Reproduce each line bearing the word "components".
== RECORDED DATA ==
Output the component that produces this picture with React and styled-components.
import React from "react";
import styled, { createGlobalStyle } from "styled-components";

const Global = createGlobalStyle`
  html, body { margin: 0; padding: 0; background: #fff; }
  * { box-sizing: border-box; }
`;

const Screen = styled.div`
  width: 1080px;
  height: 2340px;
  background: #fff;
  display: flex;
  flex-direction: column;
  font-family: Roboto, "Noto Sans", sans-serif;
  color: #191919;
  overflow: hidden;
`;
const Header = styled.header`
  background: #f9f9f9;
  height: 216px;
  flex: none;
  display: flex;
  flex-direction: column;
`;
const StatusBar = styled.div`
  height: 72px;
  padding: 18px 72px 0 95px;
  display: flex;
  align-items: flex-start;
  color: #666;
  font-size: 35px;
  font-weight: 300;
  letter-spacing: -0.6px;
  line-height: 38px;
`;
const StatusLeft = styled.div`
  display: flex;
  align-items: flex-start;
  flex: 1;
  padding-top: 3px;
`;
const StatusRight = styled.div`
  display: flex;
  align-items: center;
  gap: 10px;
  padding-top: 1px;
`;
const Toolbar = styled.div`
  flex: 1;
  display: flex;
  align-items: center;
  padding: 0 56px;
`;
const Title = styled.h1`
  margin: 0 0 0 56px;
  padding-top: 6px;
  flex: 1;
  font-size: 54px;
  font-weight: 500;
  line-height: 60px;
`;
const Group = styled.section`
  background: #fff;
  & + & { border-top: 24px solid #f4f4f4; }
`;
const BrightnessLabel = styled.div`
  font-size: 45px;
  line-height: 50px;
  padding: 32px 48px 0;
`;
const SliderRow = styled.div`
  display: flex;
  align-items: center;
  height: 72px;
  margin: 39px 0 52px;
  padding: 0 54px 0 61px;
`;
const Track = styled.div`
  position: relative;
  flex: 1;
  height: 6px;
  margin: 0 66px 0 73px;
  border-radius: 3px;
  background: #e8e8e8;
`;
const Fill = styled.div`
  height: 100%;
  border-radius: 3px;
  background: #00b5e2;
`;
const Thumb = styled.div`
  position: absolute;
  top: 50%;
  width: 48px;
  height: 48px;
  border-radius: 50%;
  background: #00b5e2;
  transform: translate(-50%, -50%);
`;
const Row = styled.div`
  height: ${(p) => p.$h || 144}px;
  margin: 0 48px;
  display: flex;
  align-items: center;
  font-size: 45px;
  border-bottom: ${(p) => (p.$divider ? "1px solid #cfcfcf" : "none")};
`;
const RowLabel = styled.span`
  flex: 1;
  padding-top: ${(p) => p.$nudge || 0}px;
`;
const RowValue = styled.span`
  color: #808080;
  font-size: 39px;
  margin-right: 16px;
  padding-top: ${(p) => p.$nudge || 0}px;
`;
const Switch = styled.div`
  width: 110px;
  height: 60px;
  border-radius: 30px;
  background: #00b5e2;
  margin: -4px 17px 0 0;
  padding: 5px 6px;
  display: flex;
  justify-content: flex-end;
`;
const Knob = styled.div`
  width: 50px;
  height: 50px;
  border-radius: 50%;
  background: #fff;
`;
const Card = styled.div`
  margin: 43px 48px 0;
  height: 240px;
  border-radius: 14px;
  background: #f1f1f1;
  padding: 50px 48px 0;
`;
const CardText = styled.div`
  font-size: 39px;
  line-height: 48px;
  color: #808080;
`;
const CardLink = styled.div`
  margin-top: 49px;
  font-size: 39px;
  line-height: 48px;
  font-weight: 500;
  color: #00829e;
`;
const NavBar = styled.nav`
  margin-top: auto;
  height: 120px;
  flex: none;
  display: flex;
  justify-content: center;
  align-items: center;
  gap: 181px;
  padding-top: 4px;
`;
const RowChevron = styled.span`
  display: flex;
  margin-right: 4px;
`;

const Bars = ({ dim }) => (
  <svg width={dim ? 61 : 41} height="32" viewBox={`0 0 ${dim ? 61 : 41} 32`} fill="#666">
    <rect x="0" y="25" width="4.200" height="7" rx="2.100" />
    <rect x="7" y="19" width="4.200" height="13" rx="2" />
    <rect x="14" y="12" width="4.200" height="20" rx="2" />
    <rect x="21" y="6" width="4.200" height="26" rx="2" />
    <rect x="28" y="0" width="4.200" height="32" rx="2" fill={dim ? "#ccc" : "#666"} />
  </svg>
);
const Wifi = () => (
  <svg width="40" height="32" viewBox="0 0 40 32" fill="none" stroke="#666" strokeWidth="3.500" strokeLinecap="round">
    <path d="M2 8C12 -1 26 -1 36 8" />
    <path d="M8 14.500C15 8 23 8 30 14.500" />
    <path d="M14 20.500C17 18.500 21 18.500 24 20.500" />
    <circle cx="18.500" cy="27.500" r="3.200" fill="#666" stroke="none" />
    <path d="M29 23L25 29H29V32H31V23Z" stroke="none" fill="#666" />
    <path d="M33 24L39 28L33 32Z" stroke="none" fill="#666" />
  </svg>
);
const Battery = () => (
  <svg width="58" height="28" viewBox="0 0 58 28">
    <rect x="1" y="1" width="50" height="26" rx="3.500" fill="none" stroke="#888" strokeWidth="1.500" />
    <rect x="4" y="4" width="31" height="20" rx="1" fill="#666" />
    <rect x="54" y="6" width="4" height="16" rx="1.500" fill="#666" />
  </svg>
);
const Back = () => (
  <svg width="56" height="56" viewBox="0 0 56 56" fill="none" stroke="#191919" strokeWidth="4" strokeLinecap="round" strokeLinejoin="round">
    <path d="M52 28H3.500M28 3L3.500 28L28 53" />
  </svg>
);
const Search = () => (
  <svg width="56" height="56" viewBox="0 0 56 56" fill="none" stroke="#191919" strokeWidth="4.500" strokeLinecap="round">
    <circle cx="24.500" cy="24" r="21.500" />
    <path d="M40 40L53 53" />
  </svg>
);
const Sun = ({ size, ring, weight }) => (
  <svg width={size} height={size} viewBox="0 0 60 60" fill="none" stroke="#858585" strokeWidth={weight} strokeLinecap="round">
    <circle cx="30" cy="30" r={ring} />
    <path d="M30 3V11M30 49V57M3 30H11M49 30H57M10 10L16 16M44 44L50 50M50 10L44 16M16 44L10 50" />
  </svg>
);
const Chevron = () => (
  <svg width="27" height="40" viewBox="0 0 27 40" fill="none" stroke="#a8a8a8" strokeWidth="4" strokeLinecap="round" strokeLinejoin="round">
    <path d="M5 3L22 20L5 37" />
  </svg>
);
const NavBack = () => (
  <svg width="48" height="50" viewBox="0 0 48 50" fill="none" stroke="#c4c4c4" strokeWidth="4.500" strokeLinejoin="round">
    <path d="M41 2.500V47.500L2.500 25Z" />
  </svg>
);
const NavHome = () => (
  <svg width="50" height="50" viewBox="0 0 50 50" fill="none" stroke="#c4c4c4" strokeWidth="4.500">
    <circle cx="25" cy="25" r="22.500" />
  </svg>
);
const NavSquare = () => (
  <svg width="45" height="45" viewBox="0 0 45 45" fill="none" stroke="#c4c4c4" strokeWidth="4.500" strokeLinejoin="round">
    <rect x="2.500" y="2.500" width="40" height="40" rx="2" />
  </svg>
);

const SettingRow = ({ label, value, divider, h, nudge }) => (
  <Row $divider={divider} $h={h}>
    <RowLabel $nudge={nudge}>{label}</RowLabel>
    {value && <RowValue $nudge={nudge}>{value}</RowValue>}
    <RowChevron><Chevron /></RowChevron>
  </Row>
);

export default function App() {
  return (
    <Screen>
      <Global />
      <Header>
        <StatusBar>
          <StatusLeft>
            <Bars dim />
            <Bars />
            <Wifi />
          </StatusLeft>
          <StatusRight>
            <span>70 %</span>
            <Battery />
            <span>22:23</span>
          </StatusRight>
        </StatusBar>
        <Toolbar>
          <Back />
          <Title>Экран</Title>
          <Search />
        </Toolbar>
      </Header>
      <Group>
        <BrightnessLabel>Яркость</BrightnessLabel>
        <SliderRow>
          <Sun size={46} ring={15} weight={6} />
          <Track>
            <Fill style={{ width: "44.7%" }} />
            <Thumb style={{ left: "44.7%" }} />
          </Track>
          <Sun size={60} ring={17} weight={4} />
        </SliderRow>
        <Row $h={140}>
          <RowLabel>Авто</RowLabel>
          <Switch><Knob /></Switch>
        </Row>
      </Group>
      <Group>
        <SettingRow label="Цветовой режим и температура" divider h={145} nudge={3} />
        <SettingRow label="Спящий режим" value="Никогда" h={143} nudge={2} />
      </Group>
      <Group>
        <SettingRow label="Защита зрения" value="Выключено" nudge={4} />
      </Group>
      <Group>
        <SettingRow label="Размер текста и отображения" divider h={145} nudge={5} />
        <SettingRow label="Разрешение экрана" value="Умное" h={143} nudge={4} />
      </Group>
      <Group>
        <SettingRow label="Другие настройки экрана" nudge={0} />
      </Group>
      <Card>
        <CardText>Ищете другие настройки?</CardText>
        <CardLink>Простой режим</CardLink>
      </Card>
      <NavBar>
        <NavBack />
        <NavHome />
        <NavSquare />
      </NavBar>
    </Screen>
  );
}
===
**WORKED ANSWER:**
Output the component that produces this picture with React and styled-components.
import styled, { createGlobalStyle } from "styled-components";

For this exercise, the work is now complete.